From the above results, the following relation can be obtained:
$$ -\|d_{k}\|\|g_{k}\|\leq {g_{k}^{T}}d_{k} = -\|g_{k}\|^{2}, $$
this means that
$$ \|g_{k}\|\leq \|d_{k}\|,\forall k. $$
(3.1)

The following assumption is needed to prove the global convergence of Algorithm 1.

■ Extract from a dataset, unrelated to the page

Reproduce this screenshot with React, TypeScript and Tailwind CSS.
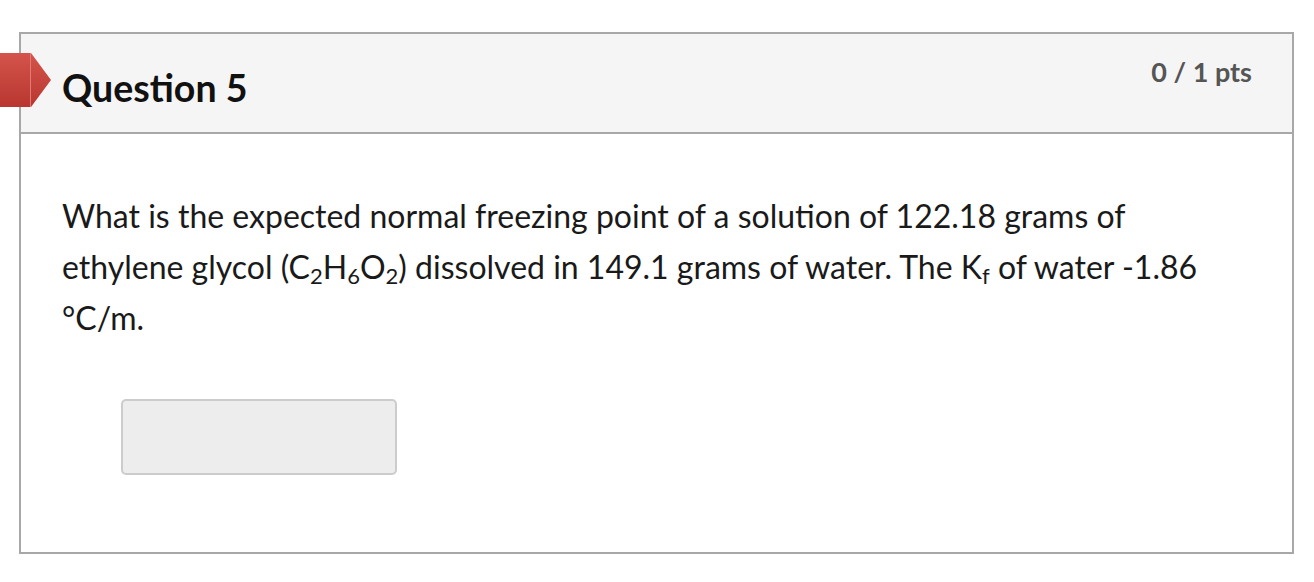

Assumption (I). The level set S = {x| f(x) ≤ f(x₀)} is defined and bounded, and the nonconvex function f(x) is continuously differentiable and bounded below.

Remark 3.2

(1)
Under Assumption I, we conclude that there exists a constant c₀ > 0 satisfying
$$ \|x_{k}\|\leq c_{0}, ~\forall k. $$
(2)
From Assumption I, the nonconvex function f(x) is continuously differentiable then the gradient function g(x) is continuous. In addition, the level set S is bounded; therefore, the function f(x) is bounded in the level set S. And the gradient function g(x) is continuous, that is, the gradient function g(x) is bounded in the level set S. Namely there exists a constant M_g > 0 such that
$$ \|g(x)\|\leq M_{g}, ~\forall x\in R^{n}. $$
(3.2)
(3)
Note, gradient non-Lipschitz continuous functions are common. We give a simple example where the original function $f(x)=x^{\frac {3}{2}}$, $x\in [0,+\infty ]$, the gradient function $g(x)=\frac {3}{2}x^{\frac {1}{2}}$, and at x = 0 the gradient does not satisfy gradient Lipschitz continuity condition.

Theorem 1

Suppose that Assumption I is satisfied and sequence {x_k,d_k,α_k,g_k} is generated by Algorithm 1, then, we get

$$ \liminf_{k \to \infty} \|g_{k}\|=0. $$

(3.3)

Proof

In this proof, global convergence is obtained by using contradiction. Fist of all, suppose

$$ \|g_{k}\|\geq\varepsilon_{0} $$

(3.4)

holds. The global convergence of Algorithm 1 is proved below. Using (1.5) and the relation (1.4) of Lemma 1, we have

$$ f(x_{k}+\alpha_{k}d_{k})\leq \\f(x_{k})+\delta \alpha_{k}{g_{k}^{T}}d_{k} \leq f(x_{k})-\delta \alpha_{k}\|g_{k}\|^{2}, $$

and

$$ \delta \alpha_{k}\|g_{k}\|^{2}\leq f(x_{k})-f(x_{k}+\alpha_{k}d_{k}). $$

Summing the above inequalities from k = 0 to $\infty $, we obtain

$$ \delta{\sum}_{k=0 }^{\infty}\alpha_{k}\|g_{k}\|^{2}<\infty, $$

then

$$ \lim_{k \rightarrow \infty}\alpha_{k}\|g_{k}\|^{2}=0. $$

(3.5)

Therefore, the following relation can be obtained from (3.4) and (3.5)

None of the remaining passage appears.